"Soily" is a song written by Paul McCartney in 1971. It was included in the setlist of his band Wings during their 1972 tour of Europe and their 1973 tour of Britain. In 1973 it was the first song of the set. It was then reworked and a faster, heavier version was played during Wings' World Tour of 1975–76. In the British leg of this tour, it ended the rock part of the set, after which Wings played a number of acoustic songs before returning to electric music. From the Australian leg (November 1975) up to the end of the tour (October 1976), "Soily" served as an encore although it was not played during every concert.

Recording
At least seven takes of "Soily" were recorded in 1974 at Abbey Road Studios for inclusion in the unreleased Wings film One Hand Clapping.

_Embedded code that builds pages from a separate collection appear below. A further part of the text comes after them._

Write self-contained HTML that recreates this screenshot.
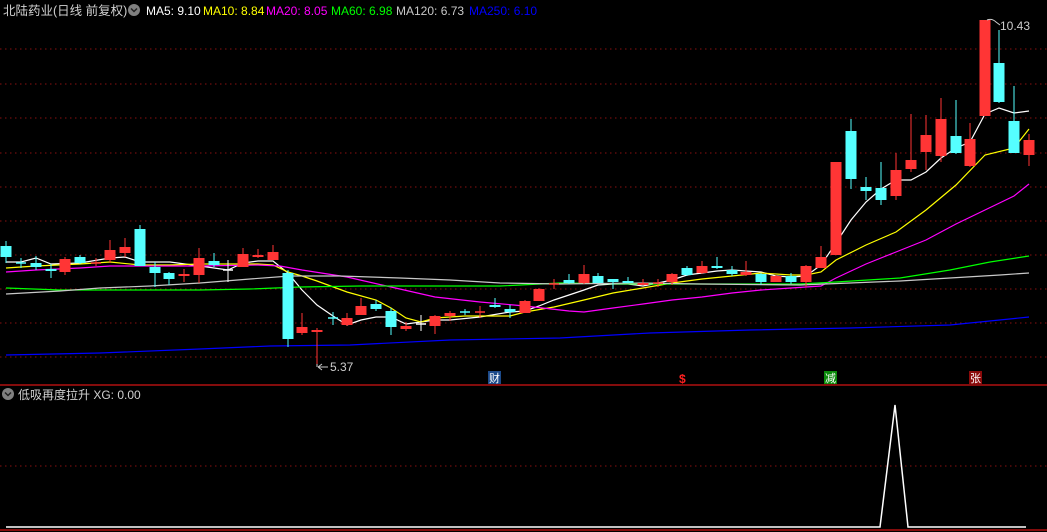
<!DOCTYPE html>
<html><head><meta charset="utf-8"><style>
html,body{margin:0;padding:0;background:#000;width:1047px;height:532px;overflow:hidden}
svg{position:absolute;left:0;top:0}
text{font-family:"Liberation Sans","Noto Sans CJK SC",sans-serif}
</style></head><body>
<svg id="s" width="1047" height="532" xmlns="http://www.w3.org/2000/svg">
<g stroke="#8a1010" stroke-dasharray="1.5,3.5" stroke-width="1">
<line x1="0" y1="49" x2="1047" y2="49"/><line x1="0" y1="84" x2="1047" y2="84"/>
<line x1="0" y1="118" x2="1047" y2="118"/><line x1="0" y1="153" x2="1047" y2="153"/>
<line x1="0" y1="187" x2="1047" y2="187"/><line x1="0" y1="221" x2="1047" y2="221"/>
<line x1="0" y1="255" x2="1047" y2="255"/><line x1="0" y1="289" x2="1047" y2="289"/>
<line x1="0" y1="323" x2="1047" y2="323"/><line x1="0" y1="357" x2="1047" y2="357"/>
<line x1="0" y1="466" x2="1047" y2="466"/>
</g>
<line x1="0" y1="385" x2="1047" y2="385" stroke="#b01010" stroke-width="1.5"/>
<line x1="0" y1="530" x2="1047" y2="530" stroke="#b01010" stroke-width="1.5"/>
<g id="ma" fill="none" stroke-width="1.2"></g>
<g id="cd"></g>
<text x="3" y="15" font-size="12.5" fill="#d0d0d0">北陆药业(日线 前复权)</text>
<circle cx="134" cy="10" r="6" fill="#808080"/><path d="M131 8.5 L134 11.5 L137 8.5" stroke="#222" stroke-width="1.5" fill="none"/>
<text x="146" y="15" font-size="12" fill="#fff">MA5: 9.10</text>
<text x="203" y="15" font-size="12" fill="#ffff00">MA10: 8.84</text>
<text x="266" y="15" font-size="12" fill="#ff00ff">MA20: 8.05</text>
<text x="331" y="15" font-size="12" fill="#00ff00">MA60: 6.98</text>
<text x="396" y="15" font-size="12" fill="#c8c8c8">MA120: 6.73</text>
<text x="469" y="15" font-size="12" fill="#0000ff">MA250: 6.10</text>
<line x1="317" y1="364" x2="317" y2="367" stroke="#ccc"/>
<path d="M318 367 H328 M318 367 L322 364 M318 367 L322 370" stroke="#ccc" fill="none"/>
<text x="330" y="371" font-size="12" fill="#ccc">5.37</text>
<path d="M987 20 Q992 18 996 22 L1000 25" stroke="#ccc" fill="none"/>
<text x="1000" y="30" font-size="12" fill="#ccc">10.43</text>
<rect x="488" y="371" width="13" height="13" fill="#1c4a8a"/><text x="489" y="382" font-size="11" fill="#fff">财</text>
<text x="679" y="383" font-size="12" font-weight="bold" fill="#ff2020">$</text>
<rect x="824" y="371" width="13" height="13" fill="#0a8a0a"/><text x="825" y="382" font-size="11" fill="#fff">减</text>
<rect x="969" y="371" width="13" height="13" fill="#8a0a0a"/><text x="970" y="382" font-size="11" fill="#fff">张</text>
<circle cx="8" cy="394" r="6" fill="#808080"/><path d="M5 392.5 L8 395.5 L11 392.5" stroke="#222" stroke-width="1.5" fill="none"/>
<text x="18" y="399" font-size="12" fill="#d0d0d0">低吸再度拉升 XG: 0.00</text>
<polyline points="6,527 880,527 895,405 908,527 1026,527" fill="none" stroke="#fff" stroke-width="1.5"/>
</svg>
<script>
var C=[[6,'c',246,257,241,263],[21,'cx',263,263,258,268],[36,'c',263,267,256,270],[51,'c',269,270,264,278],[65,'r',259,272,257,275],[80,'c',257,263,255,264],[96,'rx',263,263,258,266],[110,'r',250,260,240,263],[125,'r',247,253,238,257],[140,'c',229,266,225,266],[155,'c',267,273,262,287],[169,'c',273,279,272,285],[184,'r',274,276,269,282],[199,'r',258,275,248,283],[214,'c',261,265,253,267],[228,'wx',270,270,260,282],[243,'r',254,267,248,267],[258,'r',255,257,249,258],[273,'r',252,260,245,260],[288,'c',273,339,270,347],[302,'r',327,333,313,335],[317,'r',330,332,328,366],[333,'cx',318,318,312,325],[347,'r',318,325,313,326],[361,'r',306,315,298,315],[376,'c',304,309,300,311],[391,'c',311,327,308,335],[406,'r',326,329,322,331],[421,'wx',324,324,315,331],[435,'r',316,326,315,334],[450,'r',313,316,311,321],[465,'cx',312,312,309,315],[480,'rx',312,312,306,318],[495,'c',305,307,298,308],[510,'c',309,312,305,318],[525,'r',301,313,300,313],[539,'r',289,301,288,301],[554,'rx',284,284,279,289],[569,'c',280,283,274,284],[584,'r',274,283,265,284],[598,'c',276,283,273,283],[613,'c',279,282,279,289],[628,'c',281,282,277,283],[643,'r',283,284,279,285],[658,'rx',283,283,279,287],[672,'r',274,282,273,285],[687,'c',268,275,266,276],[702,'r',266,273,261,274],[717,'c',266,268,257,269],[732,'c',270,274,266,276],[746,'r',272,275,261,276],[761,'c',274,282,273,285],[776,'r',276,282,275,282],[791,'c',276,282,273,284],[806,'r',266,282,265,287],[821,'r',257,268,246,268],[836,'r',162,255,162,255],[851,'c',131,179,119,189],[866,'c',187,191,177,200],[881,'c',188,200,162,205],[896,'r',170,196,153,200],[911,'r',160,169,114,172],[926,'r',135,152,115,170],[941,'r',119,156,98,162],[956,'c',136,153,100,154],[970,'r',139,166,123,167],[985,'r',20,116,20,116],[999,'c',63,102,30,103],[1014,'c',121,153,86,153],[1029,'r',140,155,134,166]];
var ns='http://www.w3.org/2000/svg',cd=document.getElementById('cd'),h='';
C.forEach(function(d){var x=d[0],t=d[1],col=t[0]=='r'?'#ff3535':(t[0]=='c'?'#55ffff':'#ffffff');
h+='<line x1="'+x+'" y1="'+d[4]+'" x2="'+x+'" y2="'+d[5]+'" stroke="'+col+'" stroke-width="1"/>';
if(t.length>1){h+='<line x1="'+(x-5)+'" y1="'+d[2]+'" x2="'+(x+5)+'" y2="'+d[2]+'" stroke="'+col+'" stroke-width="1.5"/>';}
else{h+='<rect x="'+(x-5.5)+'" y="'+d[2]+'" width="11" height="'+Math.max(2,d[3]-d[2])+'" fill="'+col+'"/>';}});
cd.innerHTML=h;
var M=[['#ffffff','6,262 21,262 36,258 51,264 80,263 110,258 125,257 140,262 170,262 200,266 228,270 243,263 258,261 273,261 288,273 302,290 317,305 333,316 347,325 361,320 376,317 391,317 406,324 421,322 435,320 450,320 480,317 510,312 525,311 539,306 554,300 569,295 584,290 598,285 613,284 628,284 643,286 658,283 672,280 687,275 702,273 717,271 732,270 746,271 761,272 776,276 791,277 806,276 821,265 836,243 851,220 866,202 881,189 896,180 911,180 926,172 941,158 956,148 970,142 985,114 999,108 1014,113 1029,111'],
['#ffff00','6,268 36,266 80,264 110,262 140,265 170,265 200,264 228,264 258,264 273,265 288,272 302,276 317,281 347,292 376,300 391,308 406,318 421,322 435,318 465,316 510,316 525,312 554,307 584,300 613,293 643,288 672,283 702,279 732,276 761,273 791,275 806,275 821,272 836,260 866,245 896,232 926,210 956,185 985,155 1014,148 1029,129'],
['#ff00ff','6,272 36,270 80,268 110,266 140,266 200,266 258,265 280,266 302,270 347,277 391,287 435,297 480,302 525,306 569,311 584,312 613,308 643,304 672,300 702,297 732,293 761,290 791,288 806,287 821,286 836,278 866,264 896,252 926,240 956,224 985,210 1014,196 1029,184'],
['#00ff00','6,288 60,290 150,290 200,290 250,289 300,287 360,286 500,286 560,283 650,284 800,284 836,282 900,278 950,270 990,262 1029,256'],
['#c8c8c8','6,294 60,291 100,288 150,286 200,283 250,279 290,276 340,276 400,278 450,280 500,283 560,284 640,283 700,284 800,285 850,283 900,281 950,278 1000,275 1029,273'],
['#0000ff','6,355 100,353 200,349 270,346 350,345 450,340 560,338 650,333 750,330 850,328 950,325 1029,317']];
var g='';M.forEach(function(m){g+='<polyline points="'+m[1]+'" stroke="'+m[0]+'"/>';});
document.getElementById('ma').innerHTML=g;
</script>
</body></html>
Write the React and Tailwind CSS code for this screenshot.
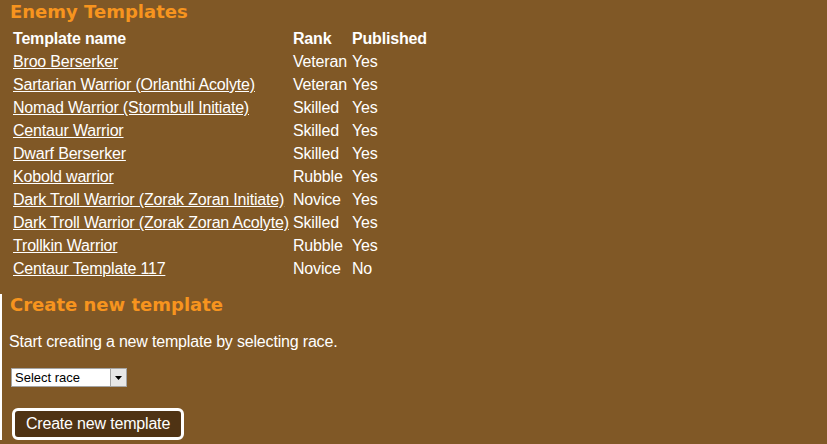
import React from 'react';

const templates = [
  { name: 'Broo Berserker', rank: 'Veteran', published: 'Yes' },
  { name: 'Sartarian Warrior (Orlanthi Acolyte)', rank: 'Veteran', published: 'Yes' },
  { name: 'Nomad Warrior (Stormbull Initiate)', rank: 'Skilled', published: 'Yes' },
  { name: 'Centaur Warrior', rank: 'Skilled', published: 'Yes' },
  { name: 'Dwarf Berserker', rank: 'Skilled', published: 'Yes' },
  { name: 'Kobold warrior', rank: 'Rubble', published: 'Yes' },
  { name: 'Dark Troll Warrior (Zorak Zoran Initiate)', rank: 'Novice', published: 'Yes' },
  { name: 'Dark Troll Warrior (Zorak Zoran Acolyte)', rank: 'Skilled', published: 'Yes' },
  { name: 'Trollkin Warrior', rank: 'Rubble', published: 'Yes' },
  { name: 'Centaur Template 117', rank: 'Novice', published: 'No' },
];

const heading = "font-['DejaVu_Sans',sans-serif] font-bold text-[18px] leading-[22px] text-[#f7941e] tracking-normal";

export default function App() {
  return (
    <div className="w-[827px] h-[444px] overflow-hidden bg-[#805826] text-white font-['Liberation_Sans',Arial,sans-serif] text-[16px] tracking-[-0.18px]">
      <h2 className={`${heading} pl-[10px] pt-[1px]`}>Enemy Templates</h2>
      <table className="ml-[11px] mt-[3px] border-collapse leading-[19px]">
        <thead>
          <tr className="h-[24px] text-left">
            <th className="px-[2px] py-0 font-bold w-[280px] min-w-[280px]">Template name</th>
            <th className="px-[2px] py-0 font-bold w-[59px] min-w-[59px]">Rank</th>
            <th className="px-[2px] py-0 font-bold">Published</th>
          </tr>
        </thead>
        <tbody>
          {templates.map((t) => (
            <tr key={t.name} className="h-[23px]">
              <td className="px-[2px] py-0 whitespace-nowrap">
                <a href="#" className="underline text-white">{t.name}</a>
              </td>
              <td className="px-[2px] py-0 whitespace-nowrap">{t.rank}</td>
              <td className="px-[2px] py-0">{t.published}</td>
            </tr>
          ))}
        </tbody>
      </table>

      <div className="mt-[21px] border-l-2 border-white">
        <h2 className={`${heading} pl-[8px] -mt-[7px]`}>Create new template</h2>
        <p className="pl-[7px] mt-[16px] leading-[20px]">Start creating a new template by selecting race.</p>
        <div className="pl-[9px] mt-[16px]">
          <div className="flex items-stretch w-[116px] h-[19px] bg-white border border-[#a5a5a5]">
            <span className="flex-1 pl-[3px] text-[13px] leading-[17px] text-black tracking-normal">Select race</span>
            <span className="w-[16px] flex items-center justify-center bg-[#e8e8e8] border-l border-[#a5a5a5]">
              <svg width="8" height="4" viewBox="0 0 8 4"><path d="M0 0h7L3.5 4z" fill="#000" /></svg>
            </span>
          </div>
        </div>
        <div className="pl-[10px] mt-[21px]">
          <button className="w-[172px] h-[32px] rounded-[6px] border-[3px] border-white bg-[#4f3314] text-white text-[16px] leading-[20px]">
            Create new template
          </button>
        </div>
      </div>
    </div>
  );
}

These takes featured drummer Geoff Britton, and several can now be found in unofficial bootlegged versions.

Later release
"Soily" appears on the 1976 live album Wings over America and was released as the B-side of the single "Maybe I'm Amazed" in 1977. This version was recorded on 7 June 1976 at McNichols Sports Arena in Denver. A performance from One Hand Clapping can be seen on a DVD included with the 2010 remastered special edition of the Wings album Band on the Run, and on the bonus disc of Venus and Mars (Collector's Edition).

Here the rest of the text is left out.